Richtpläne

Richtpläne sind Umsetzungsinstrumente der Behörden zur langfristigen Steuerung der räumlichen Entwicklung in der Schweiz. Die Richtpläne sind kantonal unterschiedlich ausgestaltet. Im Kanton Zürich gibt z.B. es kantonale, regionale und kommunale Richtpläne. Richtpläne sind auf einen Zeitraum von 20 bis 25 Jahren ausgerichtet. Der Richtplan dient den Gemeinden als Grundlage, um die Anpassungen auch in andere Instrumente wie Bau- und Zonenreglemente, Gestaltungspläne, Abwasserreglemente etc. zu integrieren.

Bisher wurde das Thema Klimaanpassung nur selten und oft nur am Rande behandelt. Aus Sicht der Schwammstadt ist es notwendig, die klimaangepasste und wassersensible Stadtentwicklung in den anstehenden Revisionen der Richtpläne zu verankern.

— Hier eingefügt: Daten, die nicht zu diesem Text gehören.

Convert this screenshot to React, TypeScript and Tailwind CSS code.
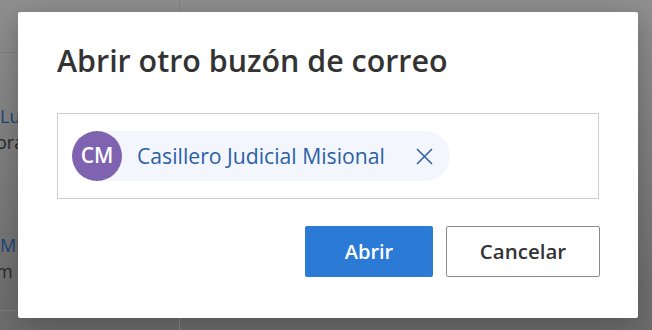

Nachfolgend wird anhand von aktuellen Richtplänen aufgezeigt, wie das Thema Wasser und der natürliche Wasserkreislauf integriert werden können:

Wertvolle Hinweise enthält auch die «Arbeitshilfe und Ergänzung zum Leitfaden Richtplanung», zum Umgang mit dem Klimawandel in der Richtplanung des Bundesamt für Raumentwicklung ARE.

Kantonale Richtpläne

In den kantonalen Richtplänen finden sich Hinweise zum Umgang mit der aktuellen Problematik des Klimawandels. Dabei werden die Themen Hitze, Erhaltung und Förderung der Biodiversität und Regenwasserbewirtschaftung behandelt.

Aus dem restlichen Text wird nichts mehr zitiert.